Once students stand with their buckets on, all lessons can be repeated with the intention of walking or marching while playing. As soon as the weather dips below 100 degrees Fahrenheit in Las Vegas, music class goes to the field and performs our rhythm games while walking in a circle or following the leader.
The students’ favorite activity is call and response in a tiny circle. Once we reach a small goal, the students take a step backward, put their drums down and run one rotation around the circle. Eventually, the circle is the size of the field and we can barely hear each other, but we still cheer when it’s time to run the lap. This was also a great activity for testing season because students are eager to get out of the building and stretch their legs.
A more formal marching experience is to memorize an eight-measure pattern and see if students can walk as a group while performing. This is a great time to talk about vamping and watching for a cut-off signal. My after-school instrument club prepared for a parade by learning some three-part patterns that could be played as many times as necessary in a row. We named them fun code words that the students coined like “Boomcha,” which allowed me to cue an ending to the current pattern, yell “Boomcha! 1, 2, ready, go!” and we were set for another block or so.

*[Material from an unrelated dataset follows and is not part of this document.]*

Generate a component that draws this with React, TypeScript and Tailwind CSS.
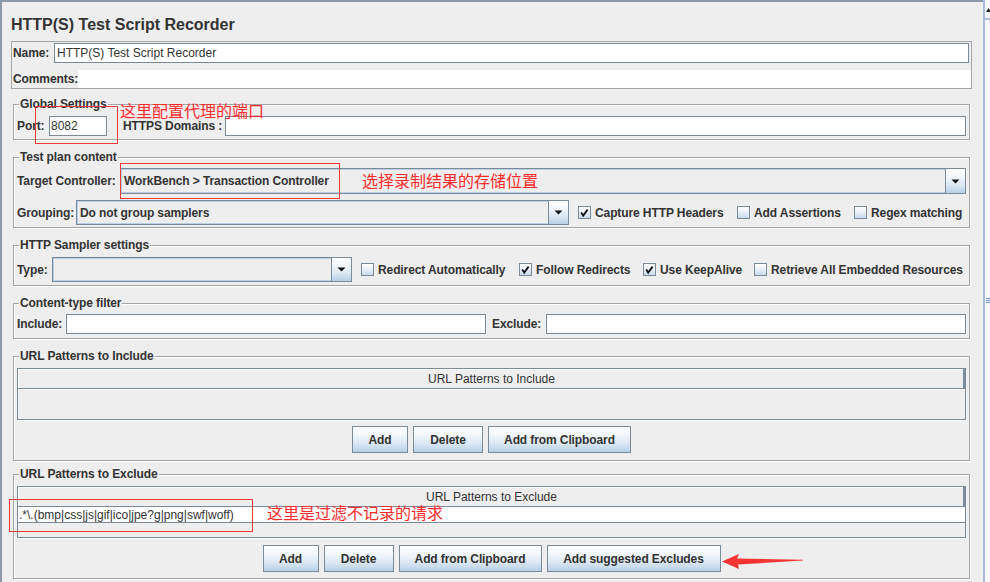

Besides all their wonderful musical benefits, buckets have alternate uses that have become standard in my classroom. I phase out damaged performance buckets as storage for boomwhackers, guitar strings, instrument cables and everything else that needs a separate container. My music room has no chairs but with a soft pad, buckets become a tolerable sitting surface for a short amount of time. If you’ve seen the cardio drumming trend then you can imagine how fun it would be to throw a yoga ball into your bucket and drum away!
Even if you aren’t excited by the idea of bringing buckets into your classroom, I hope you can see the intention of finding music in unlikely places. I hope there are many more musical solutions that check as many boxes as the inexpensive, durable, portable and useful bucket.